Rail: Yes, but I am sure as you become more familiar with your new home here in the U.S. and the American culture, you will come to see the destructive aspects of this celebrity culture and how it is in fact one of most alienating forces in modern culture.

Namjoo: Of course, I am also aware of the criticism of the popular culture and how it is tied to the commercialization of art and culture even before I came to the U.S. in October 2009. I was merely explaining my journey as a musician and how gradually pop music and other genres began to influence my work.

For example, it was in Mashhad that I met this guy, Abbdi, who was obsessed with blues music. He had the largest collection of records I have ever seen. He listened to and played the blues all his life, and nothing else. We became friends and I spent a lot of time at his place. We amplified my Setar. I played many blues songs with Abbdi while playing at the same time the folk music of Khorasan with his electric guitar. So, there were spontaneous and unconscious exchanges between two genres of music from two sides of the globe. Furthermore, we discovered and realized that these supposedly diametrically opposite cultures, separated by thousands of miles, were very similar in their artistic and musical expression. The similarity, I think, arises from commonality of life experiences. The life experience of a black slave cotton picker in the south of America isn’t that different from the one of a peasant in north of Iran, as oppose to the sharp contrast with, say, when you put the official music of these countries next to each other. This experience also altered my relationship to lyrics and poetry. I began to gain a greater appreciation of poetry of Hafez, Rumi, or T.S. Eliot and Ezra Pound, among others.

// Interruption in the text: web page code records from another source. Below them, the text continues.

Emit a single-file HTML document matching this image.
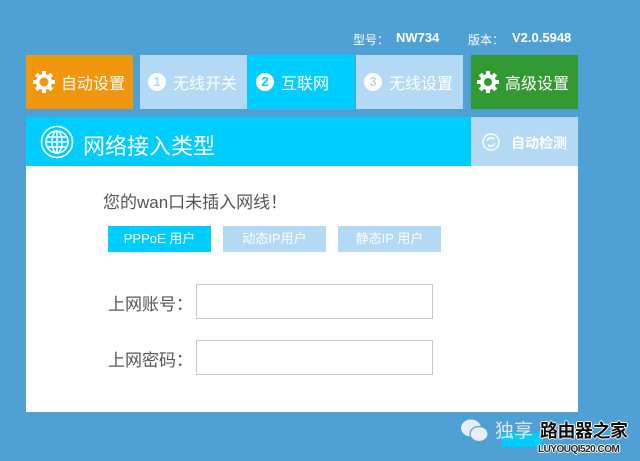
<!DOCTYPE html>
<html><head><meta charset="utf-8"><style>
*{margin:0;padding:0;box-sizing:border-box}
body{width:640px;height:461px;background:#4fa0d4;position:relative;overflow:hidden;font-family:"Liberation Sans","Noto Sans CJK SC",sans-serif;color:#fff}
.a{position:absolute}
.tab{position:absolute;top:55px;height:54px;display:flex;align-items:center;font-size:16px;color:#fff}
.num{display:inline-block;width:18px;height:18px;border-radius:50%;background:#fff;font-size:13px;font-weight:bold;text-align:center;line-height:18px;margin-right:7px}
.btn{position:absolute;top:226px;height:26px;font-size:13px;text-align:center;line-height:26px;color:#fff;width:103px}
.lbl{position:absolute;left:108px;font-size:17px;color:#555}
.inp{position:absolute;left:196px;width:237px;height:35px;border:1px solid #c8c8c8;background:#fff}
.wm{text-shadow:1px 0 #fff,-1px 0 #fff,0 1px #fff,0 -1px #fff}
</style></head><body>
<div class="a" style="left:353px;top:31px;font-size:12px">型号：</div>
<div class="a" style="left:396px;top:30px;font-size:13px;font-weight:bold">NW734</div>
<div class="a" style="left:468px;top:31px;font-size:12px">版本：</div>
<div class="a" style="left:512px;top:30px;font-size:13px;font-weight:bold">V2.0.5948</div>

<div class="tab" style="left:26px;width:107px;background:#f0960f;padding-left:6px">
<svg width="24" height="24" viewBox="0 0 24 24" style="margin-right:5px"><g fill="#fff"><circle cx="12" cy="12" r="8"/><rect x="10" y="1" width="4" height="22"/><rect x="1" y="10" width="22" height="4"/><rect x="10" y="1" width="4" height="22" transform="rotate(45 12 12)"/><rect x="10" y="1" width="4" height="22" transform="rotate(-45 12 12)"/></g><circle cx="12" cy="12" r="4.5" fill="#f0960f"/></svg>自动设置</div>
<div class="tab" style="left:140px;width:107px;background:#b3d9f5;padding-left:8px"><span class="num" style="color:#b3d9f5">1</span>无线开关</div>
<div class="tab" style="left:247px;width:108px;background:#00cdff;padding-left:9px"><span class="num" style="color:#00cdff">2</span>互联网</div>
<div class="tab" style="left:356px;width:107px;background:#b3d9f5;padding-left:8px"><span class="num" style="color:#b3d9f5">3</span>无线设置</div>
<div class="tab" style="left:471px;width:107px;background:#339933;padding-left:5px">
<svg width="24" height="24" viewBox="0 0 24 24" style="margin-right:5px"><g fill="#fff"><circle cx="12" cy="12" r="8"/><rect x="10" y="1" width="4" height="22"/><rect x="1" y="10" width="22" height="4"/><rect x="10" y="1" width="4" height="22" transform="rotate(45 12 12)"/><rect x="10" y="1" width="4" height="22" transform="rotate(-45 12 12)"/></g><circle cx="12" cy="12" r="4" fill="#339933"/></svg>高级设置</div>

<div class="a" style="left:26px;top:117px;width:445px;height:49px;background:#00cdff"></div>
<svg class="a" style="left:40px;top:125px" width="34" height="34" viewBox="0 0 34 34" fill="none" stroke="#fff" stroke-width="1.6"><circle cx="17" cy="17" r="15.5"/><circle cx="17" cy="17" r="11"/><ellipse cx="17" cy="17" rx="5" ry="11"/><line x1="17" y1="6" x2="17" y2="28"/><line x1="6" y1="17" x2="28" y2="17"/><line x1="8" y1="12" x2="26" y2="12"/><line x1="8" y1="22" x2="26" y2="22"/></svg>
<div class="a" style="left:83px;top:129px;font-size:22px">网络接入类型</div>
<div class="a" style="left:471px;top:117px;width:107px;height:49px;background:#b3d9f5"></div>
<svg class="a" style="left:482px;top:133px" width="18" height="18" viewBox="0 0 18 18" fill="none" stroke="#fff" stroke-width="1.5"><circle cx="9" cy="9" r="8"/><path d="M5.5 8a3.5 3.5 0 0 1 6.5-1.5M12.5 10a3.5 3.5 0 0 1-6.5 1.5"/></svg>
<div class="a" style="left:511px;top:133px;font-size:14px;font-weight:bold">自动检测</div>

<div class="a" style="left:26px;top:166px;width:552px;height:246px;background:#fff"></div>
<div class="a" style="left:103px;top:188px;font-size:17px;color:#555">您的wan口未插入网线！</div>
<div class="btn" style="left:108px;background:#00cdff">PPPoE 用户</div>
<div class="btn" style="left:223px;background:#b3d9f5">动态IP用户</div>
<div class="btn" style="left:338px;background:#b3d9f5">静态IP 用户</div>
<div class="lbl" style="top:290px">上网账号：</div>
<div class="inp" style="top:284px"></div>
<div class="lbl" style="top:346px">上网密码：</div>
<div class="inp" style="top:340px"></div>

<svg class="a" style="left:460px;top:418px" width="30" height="26" viewBox="0 0 30 26"><ellipse cx="11" cy="10" rx="10" ry="8.5" fill="#e8eef3"/><ellipse cx="19" cy="16" rx="9" ry="7.5" fill="#e8eef3" stroke="#4fa0d4" stroke-width="1.2"/></svg>
<div class="a" style="left:502px;top:433px;width:40px;height:14px;background:#00cdff"></div>
<div class="a" style="left:495px;top:416px;font-size:19px;color:#dfeaf3">独享</div>
<div class="a wm" style="left:540px;top:417px;font-size:18px;font-weight:bold;color:#111;letter-spacing:-0.5px">路由器之家</div>
<div class="a wm" style="left:538px;top:444px;font-size:10px;font-weight:bold;color:#222;letter-spacing:-.5px">LUYOUQI520.COM</div>
</body></html>
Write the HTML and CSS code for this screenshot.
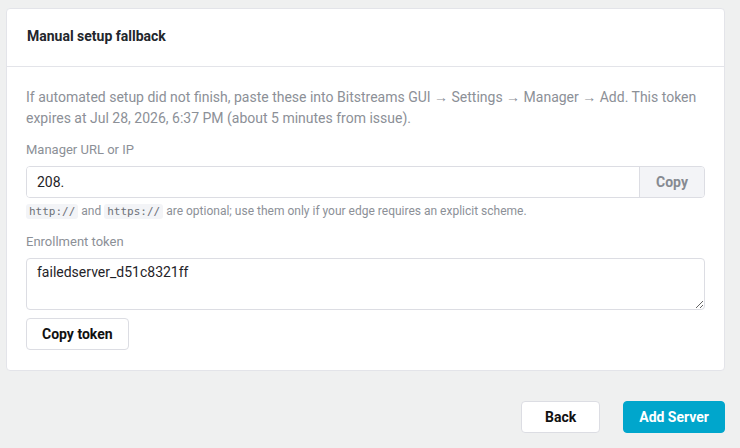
FILE: index.html
```html
<!DOCTYPE html>
<html lang="en">

<head>
  <meta charset="UTF-8">
  <meta name="viewport" content="width=device-width, initial-scale=1.0">
  <title>Add Server</title>
  <link rel="stylesheet" href="styles.css">
</head>

<body>
  <div class="wizard">
    <div class="panel">
      <div class="panel-header">Manual setup fallback</div>
      <div class="panel-body">
        <p class="intro">If automated setup did not finish, paste these into Bitstreams GUI → Settings → Manager → Add. This token expires at Jul 28, 2026, 6:37 PM (about 5 minutes from issue).</p>

        <label class="field-label">Manager URL or IP</label>
        <div class="input-group">
          <input type="text" class="input" value="208.">
          <button class="addon">Copy</button>
        </div>
        <div class="hint"><code>http://</code> and <code>https://</code> are optional; use them only if your edge requires an explicit scheme.</div>

        <label class="field-label">Enrollment token</label>
        <textarea class="textarea">failedserver_d51c8321ff</textarea>
        <button class="btn">Copy token</button>
      </div>
    </div>

    <div class="actions">
      <button class="btn btn-back">Back</button>
      <button class="btn btn-primary">Add Server</button>
    </div>
  </div>
</body>

</html>
```

FILE: styles.css
```css
body {
  margin: 0;
  background-color: #eff0f0;
  font-family: Roboto, "Liberation Sans", sans-serif;
  color: #1f2328;
}

.wizard {
  padding: 8px 15px 0 6px;
}

.panel {
  background: #fff;
  border: 1px solid #e3e4e9;
  border-radius: 4px;
}

.panel-header {
  height: 58px;
  box-sizing: border-box;
  padding: 19px 20px 0;
  font-size: 14px;
  font-weight: bold;
  color: #22262c;
  border-bottom: 1px solid #e3e4e9;
}

.panel-body {
  padding: 20px 19px 20px;
}

.intro {
  margin: 0 0 12px;
  font-size: 14px;
  line-height: 21px;
  color: #8c9097;
}

.field-label {
  display: block;
  font-size: 13px;
  line-height: 18px;
  color: #8c9097;
  margin-bottom: 7px;
}

.input-group {
  display: flex;
  height: 32px;
  border: 1px solid #dcdde3;
  border-radius: 4px;
  box-sizing: border-box;
  overflow: hidden;
}

.input {
  flex: 1;
  border: 0;
  padding: 0 10px;
  font-family: inherit;
  font-size: 14px;
  color: #1f2328;
  outline: none;
}

.addon {
  width: 65px;
  border: 0;
  border-left: 1px solid #dcdde3;
  background: #f3f4f7;
  font-family: inherit;
  font-size: 14px;
  font-weight: bold;
  color: #868a91;
}

.hint {
  margin: 5px 0 14px;
  font-size: 12px;
  line-height: 16px;
  color: #8c9097;
}

.hint code {
  font-family: "DejaVu Sans Mono", monospace;
  font-size: 11px;
  line-height: 1;
  background: #f3f4f7;
  padding: 1px 3px;
  border-radius: 3px;
  color: #6d7178;
}

.textarea {
  display: block;
  width: 100%;
  height: 52px;
  box-sizing: border-box;
  border: 1px solid #dcdde3;
  border-radius: 4px;
  padding: 3px 10px;
  font-family: inherit;
  font-size: 14px;
  line-height: 20px;
  color: #1f2328;
  resize: vertical;
  margin-bottom: 8px;
}

.btn {
  height: 32px;
  padding: 0 15px;
  background: #fff;
  border: 1px solid #dcdde3;
  border-radius: 4px;
  font-family: inherit;
  font-size: 14px;
  font-weight: bold;
  color: #111;
}

.actions {
  display: flex;
  justify-content: flex-end;
  gap: 23px;
  margin-top: 30px;
}

.btn-back {
  min-width: 79px;
}

.btn-primary {
  background: #00a6cc;
  border-color: #00a6cc;
  color: #fff;
  min-width: 101px;
}
```
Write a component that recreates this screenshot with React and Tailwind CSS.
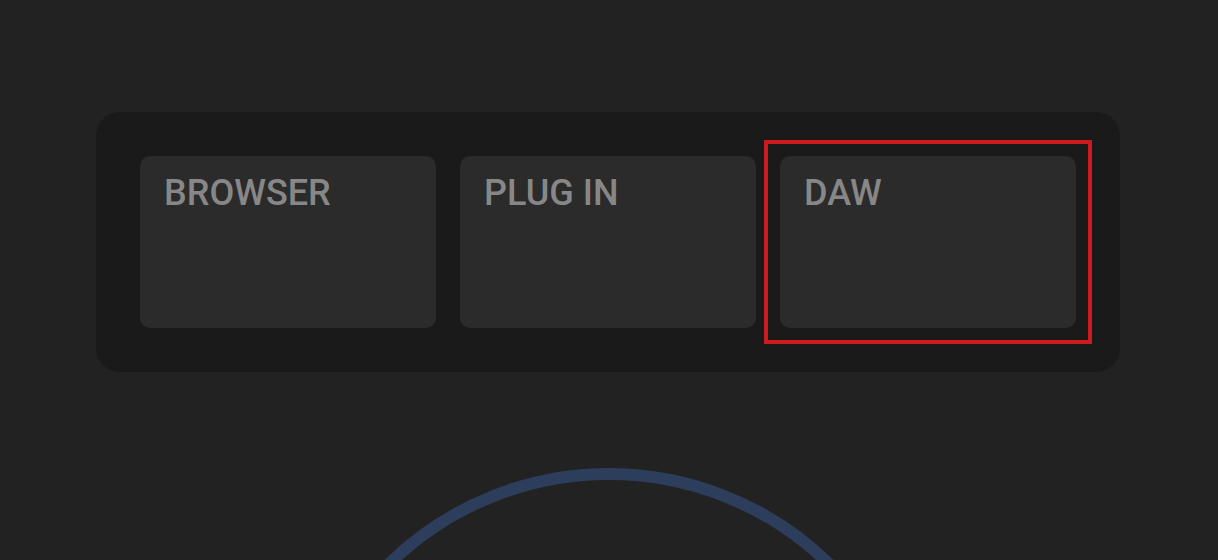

Rail: On the subject of method and the process of your work, although I dislike using the term “deconstruction,” I feel that your work aims at dismantling or at least tickling many structural constructs of Iranian musical tradition. But it seems more as being iconoclastic rather than deconstructive because one feels the sound is the result of an organic process rather than necessarily a conscious imposition of a concept.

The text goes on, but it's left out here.